At AAMI, as at every other insurance company in this post-Enron, post-HIH, Sarbanes-Oxley/Financial Services Reform Act-saturated world, enterprise risk management has become a major preoccupation as the organization strives to build a powerful risk management culture. So with insurance now one of the most administered industries, with the Australian Prudential Regulation Authority (APRA) maintaining a keen watching brief on the effectiveness of corporate risk management approaches, and with every area subject to risk controls and required to report monthly on potential risks to the business, e-business manager David Jones has found his responsibilities have expanded considerably over recent times.

"It has made me very much more aware that the Web site processes have to be scrupulously aligned with what we're doing on the telephone," Jones says. "It has enforced a discipline on us, because before if the Web site was slightly different it didn't matter, but now under the Financial Services Reform Act we pretty well have to be aligned.

"It's very difficult sometimes to do that, simply because our processes are aligned to our mainframe, which requires programming, which takes some time to change. Whereas the business can often just change a code file and start doing something immediately, it takes the Web site about eight weeks to catch up. We're trying to address that now. We're not there yet. It's about pre-warning, because at the moment e-business is still an emerging business for us, and hasn't been fully embraced as an alternate channel."
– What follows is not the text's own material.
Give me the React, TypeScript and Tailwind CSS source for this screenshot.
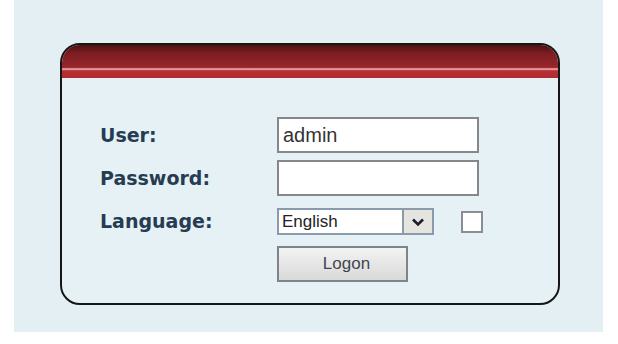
export default function App() {
  return (
    <div className="h-[344px] w-[618px] bg-white">
      <div className="ml-[14px] h-[332px] w-[589px] bg-[#e3eff3] pl-[46px] pt-[43px]">
        <div className="h-[262px] w-[500px] overflow-hidden rounded-[20px] border-2 border-[#161616] bg-[#e6f1f5]">
          <div className="h-[33px] bg-[linear-gradient(180deg,#4a1114_0%,#7d1d22_25%,#8e2329_55%,#97262c_68%,#d98084_70%,#e29a9c_74%,#b52f35_78%,#b02a30_100%)]" />
          <div className="grid grid-cols-[177px_1fr] gap-y-[7px] pl-[38px] pt-[39px] font-['DejaVu_Sans',sans-serif] text-[19px] font-bold text-[#263c52]">
            <div className="flex h-[36px] items-center">User:</div>
            <div className="flex h-[36px] w-[202px] items-center border-2 border-[#84888b] bg-white pl-[4px] font-['Liberation_Sans',sans-serif] text-[20px] font-normal text-[#333]">
              admin
            </div>
            <div className="flex h-[36px] items-center">Password:</div>
            <div className="h-[36px] w-[202px] border-2 border-[#84888b] bg-white" />
            <div className="mt-[5px] flex h-[27px] items-center">Language:</div>
            <div className="mt-[5px] flex h-[27px] items-center">
              <div className="flex h-[27px] w-[157px] border-2 border-[#8a9bac] bg-white">
                <div className="flex flex-1 items-center pl-[3px] font-['Liberation_Sans',sans-serif] text-[17px] font-normal text-[#222]">
                  English
                </div>
                <div className="flex w-[30px] items-center justify-center border-l-2 border-[#8a9bac] bg-[#e6e4df]">
                  <svg width="14" height="10" viewBox="0 0 14 10">
                    <path d="M2 2.5 L7 7.5 L12 2.5" fill="none" stroke="#1c1c2a" strokeWidth="2.6" />
                  </svg>
                </div>
              </div>
              <div className="ml-[27px] h-[22px] w-[22px] border-2 border-[#8a8e92] bg-white" />
            </div>
            <div className="mt-[4px]" />
            <div className="mt-[4px] flex h-[36px] w-[131px] items-center justify-center border-2 border-[#7e8488] bg-[linear-gradient(180deg,#f3f3f3,#d9d9d9)] pl-[8px] font-['Liberation_Sans',sans-serif] text-[17px] font-normal text-[#3e4650]">
              Logon
            </div>
          </div>
        </div>
      </div>
    </div>
  );
}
In the new space-time reality born out of the ashes and dust of 9/11, keeping corporate executives out of jail and corporate activities off the front page, keeping customers onside and continuing to reward shareholders, have become the main games in town and the responsibility of everyone. When corporate executives can face up to 20 years in jail and a $US5 million fine for making false statements in corporate financial certifications under the new US Sarbanes-Oxley regime, financial information must be both valid and verifiable. Mix in the incentive to outsource offshore in the face of ever-increasing global competition, which creates all manner of new types of corporate operational and strategic risks that must be managed - many of them political in nature - and enterprise risk management and governance (ERM&G) is becoming the new imperative.

Cutter Consortium senior consultant Robert Charette believes the force pushing ERM&G to the forefront of corporate-level concerns can be traced to the "confluence of three rushing rivers of high anxiety": the loss of trust in corporations, the shock of the September 11 terrorist attacks, and the dynamic shift in the view of risk and how it should be managed in society. He says the rapid rise of ERM&G comes as business works to limit liability and related management costs, and accepts that an organization's total risk spectrum - regulations, capital markets, financial reporting, globalization, intellectual capital, not to mention IT - must be assessed and managed as a unified whole.

"The urgency in implementing ERM&G is a direct outgrowth of governmental and societal demands for better corporate governance as well as of recent world events that have changed the types of risks and their potential effects, which organizations must now face," Charette wrote in a Business Advisory earlier this year called 'The Rise of Enterprise Risk Management and Governance'.

"As a consequence, the CIO's role in identifying and managing enterprise risk and supporting the organization's risk governance requirements has grown dramatically since 2000."